» WHAT IS NEEDED:
Skip the images and copy each record exactly as written.

» EXCERPTED RECORDS:
[START]

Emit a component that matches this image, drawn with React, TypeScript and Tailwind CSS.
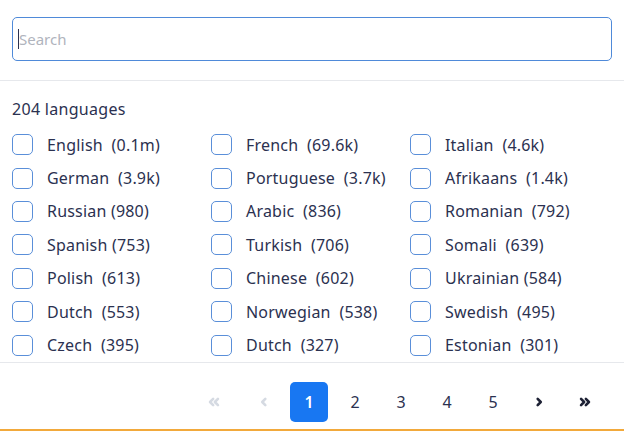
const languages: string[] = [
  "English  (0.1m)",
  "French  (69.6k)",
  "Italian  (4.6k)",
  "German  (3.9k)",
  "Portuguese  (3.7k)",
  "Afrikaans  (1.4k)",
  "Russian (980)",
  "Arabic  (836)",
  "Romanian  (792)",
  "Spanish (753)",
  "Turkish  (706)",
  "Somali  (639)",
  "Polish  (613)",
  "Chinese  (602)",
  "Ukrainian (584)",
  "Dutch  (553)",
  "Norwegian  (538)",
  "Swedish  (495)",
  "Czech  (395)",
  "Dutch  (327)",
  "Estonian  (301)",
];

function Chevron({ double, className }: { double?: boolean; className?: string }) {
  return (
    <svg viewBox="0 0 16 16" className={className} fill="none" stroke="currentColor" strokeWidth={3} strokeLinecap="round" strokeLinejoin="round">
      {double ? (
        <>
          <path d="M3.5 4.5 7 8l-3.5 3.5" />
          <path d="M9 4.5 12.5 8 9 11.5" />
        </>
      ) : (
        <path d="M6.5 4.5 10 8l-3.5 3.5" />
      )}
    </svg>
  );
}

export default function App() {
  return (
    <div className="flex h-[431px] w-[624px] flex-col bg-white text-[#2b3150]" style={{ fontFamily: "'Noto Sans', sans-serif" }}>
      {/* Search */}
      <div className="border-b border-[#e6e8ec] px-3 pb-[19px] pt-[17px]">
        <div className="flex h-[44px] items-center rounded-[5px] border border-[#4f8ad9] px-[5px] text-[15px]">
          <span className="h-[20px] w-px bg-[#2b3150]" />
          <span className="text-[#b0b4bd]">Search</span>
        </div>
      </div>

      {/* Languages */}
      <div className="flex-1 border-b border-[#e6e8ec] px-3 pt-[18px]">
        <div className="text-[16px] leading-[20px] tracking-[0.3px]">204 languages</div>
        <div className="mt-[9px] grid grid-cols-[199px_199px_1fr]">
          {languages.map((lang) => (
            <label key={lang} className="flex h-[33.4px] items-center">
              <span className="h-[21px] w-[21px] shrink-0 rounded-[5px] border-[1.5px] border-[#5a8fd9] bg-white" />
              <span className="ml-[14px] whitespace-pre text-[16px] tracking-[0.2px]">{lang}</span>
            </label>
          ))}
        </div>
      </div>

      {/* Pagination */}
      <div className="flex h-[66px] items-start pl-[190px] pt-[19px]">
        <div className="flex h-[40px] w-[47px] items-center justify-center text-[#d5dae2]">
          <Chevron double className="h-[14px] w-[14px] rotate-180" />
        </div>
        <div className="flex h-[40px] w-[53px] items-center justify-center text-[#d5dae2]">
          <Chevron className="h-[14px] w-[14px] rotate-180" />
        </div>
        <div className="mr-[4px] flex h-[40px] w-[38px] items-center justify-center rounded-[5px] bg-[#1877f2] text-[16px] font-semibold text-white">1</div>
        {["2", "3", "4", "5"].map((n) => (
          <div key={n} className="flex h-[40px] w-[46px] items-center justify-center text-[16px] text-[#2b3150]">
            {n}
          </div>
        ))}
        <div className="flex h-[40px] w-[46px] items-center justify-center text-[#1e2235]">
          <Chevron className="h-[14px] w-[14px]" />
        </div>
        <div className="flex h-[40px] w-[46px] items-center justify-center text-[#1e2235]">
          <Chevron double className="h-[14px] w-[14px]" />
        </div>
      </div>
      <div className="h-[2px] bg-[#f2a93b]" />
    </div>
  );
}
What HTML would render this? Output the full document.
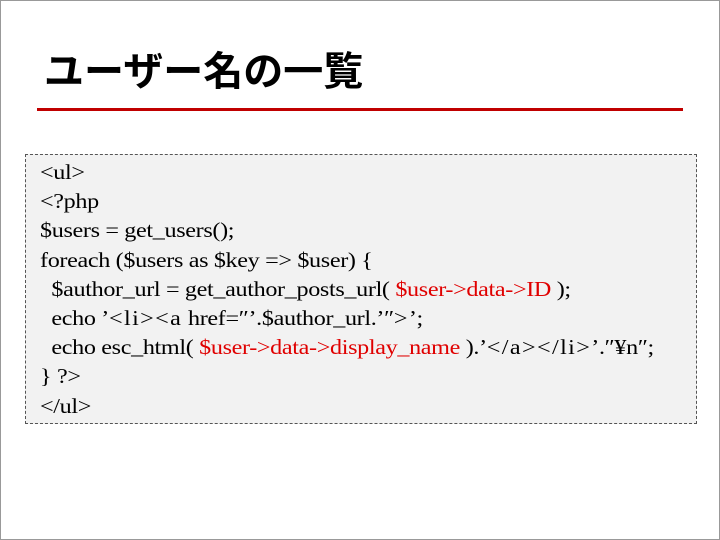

[END]

» EXERCISE OUTPUT:
Emit a component that matches this image, drawn with React, TypeScript and Tailwind CSS.
const languages: string[] = [
  "English  (0.1m)",
  "French  (69.6k)",
  "Italian  (4.6k)",
  "German  (3.9k)",
  "Portuguese  (3.7k)",
  "Afrikaans  (1.4k)",
  "Russian (980)",
  "Arabic  (836)",
  "Romanian  (792)",
  "Spanish (753)",
  "Turkish  (706)",
  "Somali  (639)",
  "Polish  (613)",
  "Chinese  (602)",
  "Ukrainian (584)",
  "Dutch  (553)",
  "Norwegian  (538)",
  "Swedish  (495)",
  "Czech  (395)",
  "Dutch  (327)",
  "Estonian  (301)",
];

function Chevron({ double, className }: { double?: boolean; className?: string }) {
  return (
    <svg viewBox="0 0 16 16" className={className} fill="none" stroke="currentColor" strokeWidth={3} strokeLinecap="round" strokeLinejoin="round">
      {double ? (
        <>
          <path d="M3.5 4.5 7 8l-3.5 3.5" />
          <path d="M9 4.5 12.5 8 9 11.5" />
        </>
      ) : (
        <path d="M6.5 4.5 10 8l-3.5 3.5" />
      )}
    </svg>
  );
}

export default function App() {
  return (
    <div className="flex h-[431px] w-[624px] flex-col bg-white text-[#2b3150]" style={{ fontFamily: "'Noto Sans', sans-serif" }}>
      {/* Search */}
      <div className="border-b border-[#e6e8ec] px-3 pb-[19px] pt-[17px]">
        <div className="flex h-[44px] items-center rounded-[5px] border border-[#4f8ad9] px-[5px] text-[15px]">
          <span className="h-[20px] w-px bg-[#2b3150]" />
          <span className="text-[#b0b4bd]">Search</span>
        </div>
      </div>

      {/* Languages */}
      <div className="flex-1 border-b border-[#e6e8ec] px-3 pt-[18px]">
        <div className="text-[16px] leading-[20px] tracking-[0.3px]">204 languages</div>
        <div className="mt-[9px] grid grid-cols-[199px_199px_1fr]">
          {languages.map((lang) => (
            <label key={lang} className="flex h-[33.4px] items-center">
              <span className="h-[21px] w-[21px] shrink-0 rounded-[5px] border-[1.5px] border-[#5a8fd9] bg-white" />
              <span className="ml-[14px] whitespace-pre text-[16px] tracking-[0.2px]">{lang}</span>
            </label>
          ))}
        </div>
      </div>

      {/* Pagination */}
      <div className="flex h-[66px] items-start pl-[190px] pt-[19px]">
        <div className="flex h-[40px] w-[47px] items-center justify-center text-[#d5dae2]">
          <Chevron double className="h-[14px] w-[14px] rotate-180" />
        </div>
        <div className="flex h-[40px] w-[53px] items-center justify-center text-[#d5dae2]">
          <Chevron className="h-[14px] w-[14px] rotate-180" />
        </div>
        <div className="mr-[4px] flex h-[40px] w-[38px] items-center justify-center rounded-[5px] bg-[#1877f2] text-[16px] font-semibold text-white">1</div>
        {["2", "3", "4", "5"].map((n) => (
          <div key={n} className="flex h-[40px] w-[46px] items-center justify-center text-[16px] text-[#2b3150]">
            {n}
          </div>
        ))}
        <div className="flex h-[40px] w-[46px] items-center justify-center text-[#1e2235]">
          <Chevron className="h-[14px] w-[14px]" />
        </div>
        <div className="flex h-[40px] w-[46px] items-center justify-center text-[#1e2235]">
          <Chevron double className="h-[14px] w-[14px]" />
        </div>
      </div>
      <div className="h-[2px] bg-[#f2a93b]" />
    </div>
  );
}
What HTML would render this? Output the full document.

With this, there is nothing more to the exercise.